Но вообще шизофрения — это еще не сам персонаж, это лишь препятствие на его пути. Первостепенной задачей было понять, кто такой Томас на самом деле. Он должен балансировать Доминика, проявлять себя как абсолютная его противоположность. Мы долго искали с Дереком такой образ, чтобы зритель мог сочувствовать этому герою. Вот как я провел это время.
Русский трейлер «Я знаю, что это правда»
— Как бы вы могли описать взаимоотношения между Домиником и Томасом?
— Что ж, эти взаимоотношения прекрасны, они очень важны для сюжета, но есть у них и теневая сторона. Доминик — опекун Томаса. Они заботятся друг о друге. Затем нужно учесть, что Доминик пытается жить и процветать, будучи опутанным этими родственными связями. Потом — что у них обоих есть некая межпоколенческая травма, с которой им обоим приходится жить и которую никто, кроме них самих, не может понять. Они связаны друг с другом прошлым, наследием, генетикой.
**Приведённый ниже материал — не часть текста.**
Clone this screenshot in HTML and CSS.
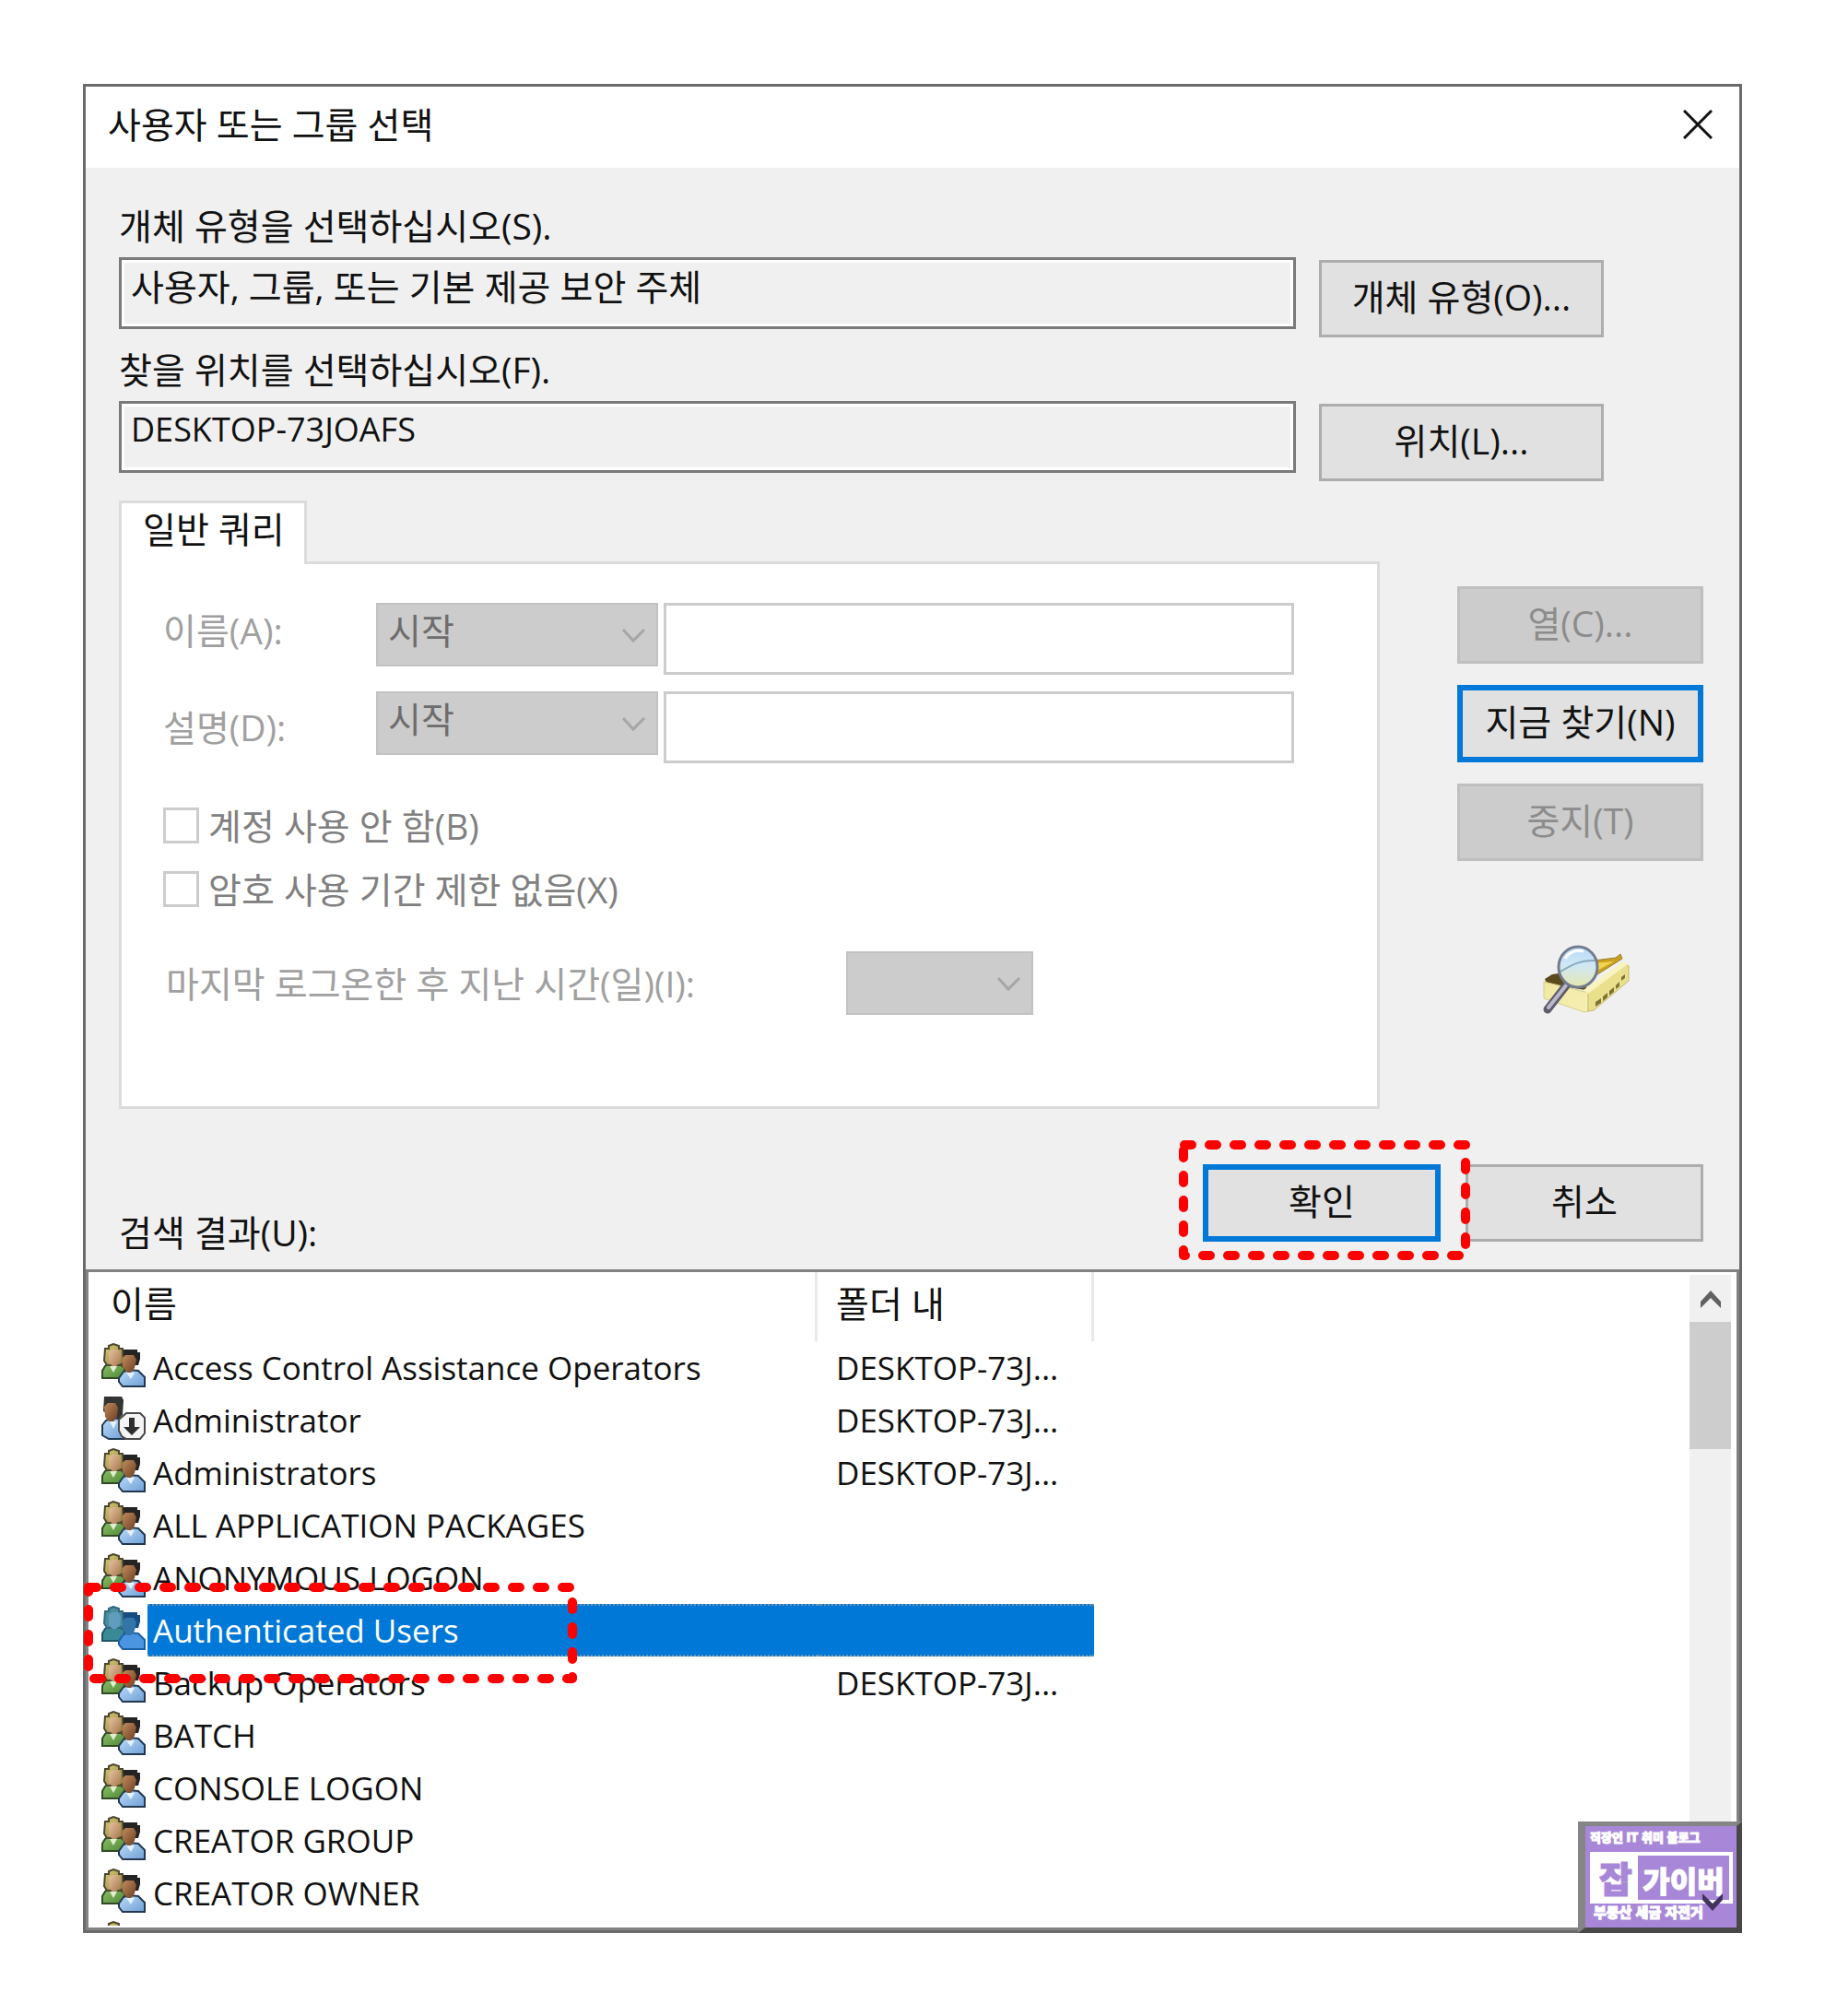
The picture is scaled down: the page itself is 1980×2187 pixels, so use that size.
FILE: index.html
```html
<!DOCTYPE html>
<html lang="ko">
<head>
<meta charset="utf-8">
<title>사용자 또는 그룹 선택</title>
<link rel="stylesheet" href="styles.css">
</head>
<body>
<svg class="defs" aria-hidden="true">
  <defs>
    <linearGradient id="hair" x1="0" y1="0" x2="1" y2="1"><stop offset="0" stop-color="#d8cf7c"/><stop offset="1" stop-color="#8d7b3a"/></linearGradient>
    <linearGradient id="skin" x1="0" y1="0" x2="1" y2="1"><stop offset="0" stop-color="#e6c3a0"/><stop offset="1" stop-color="#a87750"/></linearGradient>
    <linearGradient id="tan" x1="0" y1="0" x2="1" y2="1"><stop offset="0" stop-color="#c08a5e"/><stop offset="1" stop-color="#6b3d20"/></linearGradient>
    <linearGradient id="green" x1="0" y1="0" x2="1" y2="1"><stop offset="0" stop-color="#8fbf6a"/><stop offset="1" stop-color="#4f8a35"/></linearGradient>
    <linearGradient id="blue" x1="0" y1="0" x2="1" y2="1"><stop offset="0" stop-color="#bcdcf8"/><stop offset="1" stop-color="#6f9fd6"/></linearGradient>
    <symbol id="group" viewBox="0 0 48 48">
      <path d="M1 38V30l3-5 5-3h10l6 5v11z" fill="url(#green)" stroke="#2f4a25" stroke-width="2"/>
      <path d="M9 25l4 7 4-7z" fill="#dff0cf"/>
      <path d="M4 6h4V3l5-2 6 2v3h4l1 16-4 2H6l-3-5z" fill="url(#hair)" stroke="#4d4630" stroke-width="2"/>
      <path d="M8 10l4-3h6l3 5-1 9-4 4h-4l-4-4z" fill="url(#skin)"/>
      <path d="M24 7h15v3h3v7l-2 7H24z" fill="#252422"/>
      <path d="M19 38l5-7 6-2 10 1 4 4 3 3v10H23l-4-5z" fill="url(#blue)" stroke="#23384f" stroke-width="2"/>
      <path d="M27 32l5 7 4-7z" fill="#e4f2ff"/>
      <path d="M23 16l3-3h9l3 5-2 9-4 5h-4l-5-6z" fill="url(#tan)"/>
    </symbol>
    <symbol id="group-selected" viewBox="0 0 48 48">
      <path d="M1 38V30l3-5 5-3h10l6 5v11z" fill="#3a8a96" stroke="#1f5566" stroke-width="2"/>
      <path d="M4 6h4V3l5-2 6 2v3h4l1 16-4 2H6l-3-5z" fill="#4b8d9c" stroke="#316982" stroke-width="2"/>
      <path d="M8 10l4-3h6l3 5-1 9-4 4h-4l-4-4z" fill="#5f9cbd"/>
      <path d="M24 7h15v3h3v7l-2 7H24z" fill="#164d80"/>
      <path d="M19 38l5-7 6-2 10 1 4 4 3 3v10H23l-4-5z" fill="#4a94e0" stroke="#1a5fa5" stroke-width="2"/>
      <path d="M23 16l3-3h9l3 5-2 9-4 5h-4l-5-6z" fill="#3475a8"/>
    </symbol>
    <symbol id="user-disabled" viewBox="0 0 48 48">
      <path d="M1 43V32l4-5 6-3 8 1 6 6v16H8z" fill="url(#blue)" stroke="#23384f" stroke-width="2"/>
      <path d="M9 28l4 8 4-8z" fill="#e4f2ff"/>
      <path d="M3 1h19l2 4-1 16-4 4L2 17z" fill="#343432"/>
      <path d="M3 12l4-4h8l3 5-1 10-4 5H8l-4-5z" fill="url(#tan)"/>
      <path d="M27 19h15l5 5v17l-5 6H27l-5-3-3-6V26z" fill="#f4f4f4" stroke="#4a4a4a" stroke-width="2"/>
      <path d="M30 24h6v10h6l-9 9-9-9h6z" fill="#2f2f2f"/>
    </symbol>
  </defs>
</svg>

<main class="dialog">
  <header class="titlebar">
    <h1 class="title">사용자 또는 그룹 선택</h1>
    <button class="close" type="button" aria-label="닫기">
      <svg width="32" height="32" viewBox="0 0 32 32"><path d="M1 1l30 30M31 1L1 31" stroke="#111" stroke-width="3" fill="none"/></svg>
    </button>
  </header>

  <form class="content">
    <section class="scope">
      <label class="scope-label" for="types">개체 유형을 선택하십시오(S).</label>
      <input class="readout" id="types" type="text" value="사용자, 그룹, 또는 기본 제공 보안 주체" readonly>
      <button class="btn scope-btn" type="button">개체 유형(O)...</button>
      <label class="scope-label" for="place">찾을 위치를 선택하십시오(F).</label>
      <input class="readout latin" id="place" type="text" value="DESKTOP-73JOAFS" readonly>
      <button class="btn scope-btn" type="button">위치(L)...</button>
    </section>

    <section class="query">
      <div class="tabs">
        <div class="tab">일반 쿼리</div>
        <div class="panel">
          <div class="row">
            <label class="row-label" for="name">이름(A):</label>
            <span class="combo">
              <select aria-label="이름 조건" disabled><option>시작</option></select>
              <svg class="chevron" width="27" height="17" viewBox="0 0 27 17"><path d="M2 2l11 12L25 2" stroke="#a6a6a6" stroke-width="3" fill="none"/></svg>
            </span>
            <input class="textbox" id="name" type="text" disabled>
          </div>
          <div class="row row-center">
            <label class="row-label" for="desc">설명(D):</label>
            <span class="combo">
              <select aria-label="설명 조건" disabled><option>시작</option></select>
              <svg class="chevron" width="27" height="17" viewBox="0 0 27 17"><path d="M2 2l11 12L25 2" stroke="#a6a6a6" stroke-width="3" fill="none"/></svg>
            </span>
            <input class="textbox" id="desc" type="text" disabled>
          </div>
          <div class="checks">
            <label class="check"><input type="checkbox" disabled>계정 사용 안 함(B)</label>
            <label class="check"><input type="checkbox" disabled>암호 사용 기간 제한 없음(X)</label>
          </div>
          <div class="row row-center">
            <label class="row-label days-label" for="days">마지막 로그온한 후 지난 시간(일)(I):</label>
            <span class="combo combo-short">
              <select id="days" disabled><option></option></select>
              <svg class="chevron" width="27" height="17" viewBox="0 0 27 17"><path d="M2 2l11 12L25 2" stroke="#a6a6a6" stroke-width="3" fill="none"/></svg>
            </span>
          </div>
        </div>
      </div>
      <div class="actions">
        <button class="btn" type="button" disabled>열(C)...</button>
        <button class="btn btn-default" type="button">지금 찾기(N)</button>
        <button class="btn" type="button" disabled>중지(T)</button>
        <svg class="search-art" width="108" height="78" viewBox="0 0 108 78" aria-hidden="true">
          <defs>
            <linearGradient id="glass" x1="0" y1="0" x2="0" y2="1"><stop offset="0" stop-color="#b7d9f8"/><stop offset=".45" stop-color="#cfe8f6"/><stop offset="1" stop-color="#e6e7ae"/></linearGradient>
            <linearGradient id="card" x1="0" y1="0" x2="1" y2="1"><stop offset="0" stop-color="#efe9a2"/><stop offset="1" stop-color="#f6efb4"/></linearGradient>
          </defs>
          <path d="M15 37l8-5 20-3 22 4-6 16-42-7z" fill="#5b4a1c"/>
          <path d="M60 18l32-4 5-4 2 5-30 19-18 2z" fill="#c9a11d" stroke="#9a7d27" stroke-width="1"/>
          <path d="M66 20l24-2-24 13z" fill="#f1d54e"/>
          <path d="M14 40l49 12-1 20-4 1-44-15z" fill="url(#card)" stroke="#d6ce8c" stroke-width="1"/>
          <path d="M62 52l42-31 2 2v16L68 71l-6 1z" fill="#eae08c" stroke="#c4b970" stroke-width="1"/>
          <path d="M62 53l43-32-5-3-43 31z" fill="#f8f3bf"/>
          <g fill="#7d7138"><path d="M70 62l6-4v5l-6 4zM78 56l5-4v5l-5 4zM85 50l5-4v5l-5 4zM92 44l4-4v5l-4 3zM98 35l4-3v4l-4 3z"/></g>
          <path d="M39 43L18 70" stroke="#5c5c6c" stroke-width="9" stroke-linecap="round"/>
          <path d="M38 44L19 68" stroke="#b9b9ca" stroke-width="4" stroke-linecap="round"/>
          <ellipse cx="51" cy="24" rx="21" ry="22" fill="url(#glass)" stroke="#747b8c" stroke-width="3"/>
          <path d="M32 29c12-7 22-13 37-12" stroke="#88a9bd" stroke-width="2" fill="none"/>
          <path d="M37 15c4-7 12-10 20-8" stroke="#fff" stroke-width="3" fill="none"/>
        </svg>
      </div>
    </section>

    <section class="footer">
      <label class="results-label" for="results">검색 결과(U):</label>
      <span class="ok">
        <button class="btn btn-default btn-wide" type="submit">확인</button>
        <svg class="mark mark-ok" width="316" height="130" viewBox="0 0 316 130" aria-hidden="true"><rect x="5" y="5" width="306" height="120"/></svg>
      </span>
      <button class="btn btn-wide" type="button">취소</button>
    </section>
  </form>

  <section class="list">
    <div class="list-view">
      <table class="table" id="results">
        <colgroup><col class="col-name"><col class="col-folder"></colgroup>
        <thead><tr><th>이름</th><th class="folder">폴더 내</th></tr></thead>
        <tbody>
          <tr><td><div class="name"><svg><use href="#group"/></svg><span>Access Control Assistance Operators</span></div></td><td class="folder">DESKTOP-73J...</td></tr>
          <tr><td><div class="name"><svg><use href="#user-disabled"/></svg><span>Administrator</span></div></td><td class="folder">DESKTOP-73J...</td></tr>
          <tr><td><div class="name"><svg><use href="#group"/></svg><span>Administrators</span></div></td><td class="folder">DESKTOP-73J...</td></tr>
          <tr><td><div class="name"><svg><use href="#group"/></svg><span>ALL APPLICATION PACKAGES</span></div></td><td class="folder"></td></tr>
          <tr><td><div class="name"><svg><use href="#group"/></svg><span>ANONYMOUS LOGON</span></div></td><td class="folder"></td></tr>
          <tr class="selected"><td><div class="name"><svg><use href="#group-selected"/></svg><span>Authenticated Users</span></div></td><td class="folder"></td></tr>
          <tr><td><div class="name"><svg><use href="#group"/></svg><span>Backup Operators</span></div></td><td class="folder">DESKTOP-73J...</td></tr>
          <tr><td><div class="name"><svg><use href="#group"/></svg><span>BATCH</span></div></td><td class="folder"></td></tr>
          <tr><td><div class="name"><svg><use href="#group"/></svg><span>CONSOLE LOGON</span></div></td><td class="folder"></td></tr>
          <tr><td><div class="name"><svg><use href="#group"/></svg><span>CREATOR GROUP</span></div></td><td class="folder"></td></tr>
          <tr><td><div class="name"><svg><use href="#group"/></svg><span>CREATOR OWNER</span></div></td><td class="folder"></td></tr>
          <tr><td><div class="name"><svg><use href="#group"/></svg></div></td><td class="folder"></td></tr>
        </tbody>
      </table>
      <svg class="mark mark-row" width="535" height="109" viewBox="0 0 535 109" aria-hidden="true"><rect x="5" y="5" width="525" height="99"/></svg>
    </div>
    <div class="scrollbar">
      <svg class="arrow" width="22" height="19" viewBox="0 0 22 19"><path d="M0 12L11 0l11 12v7L11 8 0 19z" fill="#606060"/></svg>
      <div class="thumb"></div>
      <svg class="arrow arrow-down" width="22" height="19" viewBox="0 0 22 19"><path d="M0 7l11 12L22 7V0L11 11 0 0z" fill="#606060"/></svg>
    </div>
  </section>

  <aside class="badge">
    <div class="badge-small">직장인 IT 취미 블로그</div>
    <div class="badge-name"><span class="badge-first">잡</span><span class="badge-rest">가이버</span></div>
    <div class="badge-tags">부동산 세금 자전거</div>
    <svg class="badge-arrow" width="24" height="19" viewBox="0 0 22 19"><path d="M0 7l11 12L22 7V0L11 11 0 0z" fill="#43335f"/></svg>
  </aside>
</main>
</body>
</html>
```
FILE: styles.css
```css
* { box-sizing: border-box; }

body {
  margin: 0;
  padding: 91px 90px 90px;
  background: #fff;
  color: #111;
  font-family: "Open Sans", "Noto Sans CJK KR", sans-serif;
  font-size: 39px;
  line-height: 50px;
}

input, select, button { font: inherit; color: inherit; margin: 0; }
label, th, td, .tab, .btn { white-space: nowrap; }

.defs { position: absolute; width: 0; height: 0; }

.dialog {
  position: relative;
  border: 3px solid #6b6b6b;
  background: #f0f0f0;
}

.titlebar {
  display: flex;
  align-items: center;
  justify-content: space-between;
  height: 88px;
  padding: 0 23px 6px 24px;
  background: #fff;
}
.title { margin: 0; font-size: 39px; font-weight: 400; line-height: 50px; }
.close { display: flex; padding: 6px; border: 0; background: none; }

.content { padding: 38px 39px 15px 36px; }

/* Object type and location */
.scope {
  display: grid;
  grid-template-columns: 1fr 309px;
  column-gap: 25px;
  padding-right: 108px;
}
.scope-label { grid-column: 1 / -1; margin-bottom: 9px; }
.readout {
  width: 100%;
  height: 78px;
  padding: 0 10px 18px;
  border: 3px solid #7a7a7a;
  box-shadow: inset 0 0 0 3px #fff;
  background: #f0f0f0;
  outline: 0;
}
.latin { font-size: 36px; }
.scope-btn { margin: 3px 0 10px; }

.btn {
  height: 84px;
  padding: 0 0 5px;
  border: 3px solid #adadad;
  background: #e1e1e1;
}
.btn:disabled { border-color: #bfbfbf; background: #ccc; color: #8c8c8c; }
.btn-default { border: 6px solid #0078d7; }
.btn-wide { width: 258px; }

/* Query tab */
.query { display: flex; gap: 84px; margin-top: 11px; }
.tabs { flex: 1; }
.tab {
  position: relative;
  z-index: 1;
  width: 204px;
  height: 69px;
  margin-bottom: -3px;
  padding-left: 23px;
  border: 3px solid #dcdcdc;
  border-bottom: 0;
  background: #fff;
  line-height: 56px;
}
.panel {
  padding: 42px 90px 99px 45px;
  border: 3px solid #dcdcdc;
  background: #fff;
}
.row { display: flex; align-items: flex-start; margin-bottom: 18px; }
.row:last-child { margin-bottom: 0; }
.row-center { align-items: center; }
.row-label { width: 231px; line-height: 60px; color: #a0a0a0; }
.days-label { width: 741px; padding-left: 3px; }
.combo { position: relative; align-self: flex-start; width: 306px; height: 69px; margin-right: 6px; }
.combo select {
  width: 100%;
  height: 100%;
  padding: 0 11px 9px;
  border: 2px solid #c2c2c2;
  border-radius: 0;
  background: #ccc;
  color: #6d6d6d;
  opacity: 1;
  appearance: none;
}
.combo-short { width: 203px; }
.chevron { position: absolute; right: 13px; top: 27px; }
.textbox {
  flex: 1;
  min-width: 0;
  height: 78px;
  border: 3px solid #ccc;
  background: #fff;
}
.checks { display: grid; gap: 30px; padding: 30px 0 48px; }
.check { display: flex; align-items: center; gap: 10px; height: 39px; color: #808080; }
.check input {
  width: 39px;
  height: 39px;
  border: 3px solid #ccc;
  background: #fff;
  appearance: none;
}

.actions {
  display: flex;
  flex-direction: column;
  gap: 23px;
  width: 267px;
  padding-top: 93px;
}
.search-art { align-self: center; margin-top: 68px; }

/* Confirm buttons */
.footer { display: flex; align-items: flex-end; gap: 27px; margin-top: 60px; }
.results-label { flex: 1; }
.footer .btn { display: block; margin-bottom: 15px; }
.ok { position: relative; }

.mark { position: absolute; pointer-events: none; }
.mark rect {
  fill: none;
  stroke: #fe0000;
  stroke-width: 10;
  stroke-linecap: round;
  stroke-linejoin: round;
  stroke-dasharray: 8 19;
  stroke-dashoffset: -1px;
}
.mark-ok { left: -26px; top: -26px; }
.mark-row { left: -5px; top: 337px; }

/* Result list */
.list {
  display: flex;
  height: 717px;
  padding-right: 6px;
  border: 3px solid #828282;
  background: #fff;
}
.list-view {
  position: relative;
  flex: 1;
  height: 709px;
  clip-path: inset(0 0 0 -6px);
}
.table { width: 1091px; border-collapse: separate; border-spacing: 0; table-layout: fixed; }
.col-name { width: 791px; }
.col-folder { width: 300px; }
.table th {
  height: 75px;
  padding: 0 0 8px 24px;
  border-right: 3px solid #e8e8e8;
  font-weight: 400;
  text-align: left;
}
.table td { height: 57px; padding: 0; font-size: 35px; line-height: 53px; }
.table .folder { padding-left: 20px; }
.name { display: flex; align-items: center; gap: 2px; height: 57px; padding-left: 14px; }
.name svg { width: 48px; height: 48px; margin-bottom: 5px; }
.name span { flex: 1; padding-left: 6px; }
.selected .name span,
.selected .folder {
  border-top: 2px dotted #6f93ad;
  border-bottom: 2px dotted #6f93ad;
  background: #0078d7;
  color: #fff;
}

.scrollbar {
  display: flex;
  flex-direction: column;
  align-items: center;
  width: 45px;
  margin: 3px 0;
  background: #f0f0f0;
}
.arrow { margin: 17px 0 15px; }
.thumb { width: 45px; height: 138px; background: #cdcdcd; }
.arrow-down { margin-top: auto; }

/* Blog badge over the corner of the window */
.badge {
  position: absolute;
  right: -3px;
  bottom: -3px;
  width: 178px;
  height: 121px;
  padding: 4px 4px 0 5px;
  border: 6px solid #484848;
  border-left: 8px solid #858585;
  border-top: 5px solid #858585;
  background: #a887d8;
  color: #fff;
  font-family: "Noto Sans CJK KR", sans-serif;
  font-weight: 900;
  -webkit-text-stroke: 1px;
}
.badge-small { font-size: 13px; line-height: 16px; white-space: nowrap; }
.badge-name { display: flex; height: 56px; margin-top: 8px; border: 4px solid #fff; line-height: 46px; }
.badge-first { width: 48px; background: #fff; color: #a887d8; font-size: 39px; text-align: center; }
.badge-rest { flex: 1; font-size: 32px; line-height: 52px; text-align: center; }
.badge-tags { padding-left: 4px; font-size: 15px; line-height: 18px; white-space: nowrap; }
.badge-arrow { position: absolute; right: 14px; bottom: 18px; }
```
В общем, все сложно. Мы, люди, запрограммированы создавать семейные связи. В этой нашей тяге вся суть человеческой природы.
— Как вам кажется, насколько актуален выход «Я знаю, что это правда» именно сейчас, когда многие находятся взаперти со своими разнообразными родственниками?
— Я думаю, что в основе всех мощных драм лежат семейные отношения. Никогда больше в жизни, кроме как пока тебя воспитывают внутри семьи, ты не бываешь так открыт, так уязвим. Ты вынужден учиться тому, каково это, быть человеком — или не быть.
Я из семьи итальянских эмигрантов. Мои бедные предки когда‑то приехали, чтобы начать здесь новую жизнь. У моего деда был бизнес: он красил дома. Они были людьми из рабочего класса, которые адски много трудились и стремились оставить свое итальянское прошлое позади.
Семья для меня была всем. Наши секреты всегда оставались внутри семьи. У меня был брат, он был, как мы это называли, «итальянским близнецом» — мы были погодками. Нас воспитывали, что семья — это все, что все в семье видят все, и хорошее, и плохое.
И поэтому я понимаю историю из сериала «Я знаю, что это правда», я почувствовал, когда прочитал книгу, — черт побери, людей из этого класса общества я знаю, я с ними вырос. Никто не снимает о них фильмов, хотя эти люди, возможно, самые американские американцы из всех.